By 1942 the American nuclear effort was fully operational. With Oppenheimer serving as the chief theorist at S-1 and Enrico
Fermi - famed physicist and radiation expert - building a nuclear reactor at the University of Chicago, the program was progressing
rapidly. Due to the need for security and the construction of large facilities, the U.S. Army Corps of Engineers took control
of the nuclear program in August. Colonel James C. Marshall was charged with heading the operation. In mid-August he moved
to New York City, famously changing the project's codename from the Laboratory for the Development of Substitute Metals, to
the Manhattan Engineer District (MED). The project, which had long been run by civilian scientists, was now a joint operation,
with the S-1 scientists continuing their research while all administrative work was run directly by the U.S. military.
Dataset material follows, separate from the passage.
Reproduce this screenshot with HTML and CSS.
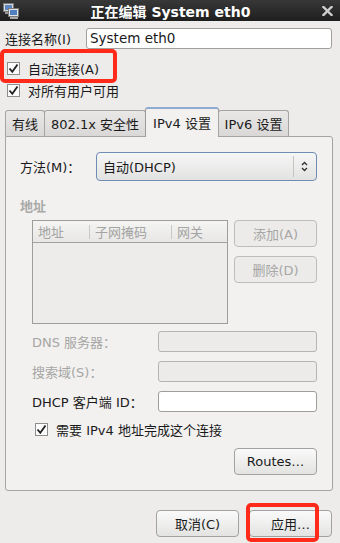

The transition between OSRD and Army control was not without problems. Marshall was cautious and preferred to move slowly,
delaying the construction of facilities and the procurement of key materials. At Bush's urging, it was decided that Marshall
should be replaced with a more dynamic administrator. On September 17, 1942, Colonel Leslie Groves was given command of the
Manhattan Engineer District. Groves was an experienced administrator. He had personally overseen the construction of the
Pentagon, an immense and complicated project that had taught him the importance of organization and decisiveness. While the
scientists of the Manhattan Project found him to be overbearing, he was able to quickly resolve many of the issues that had
impeded progress during Compton and Marshall's time as administrators.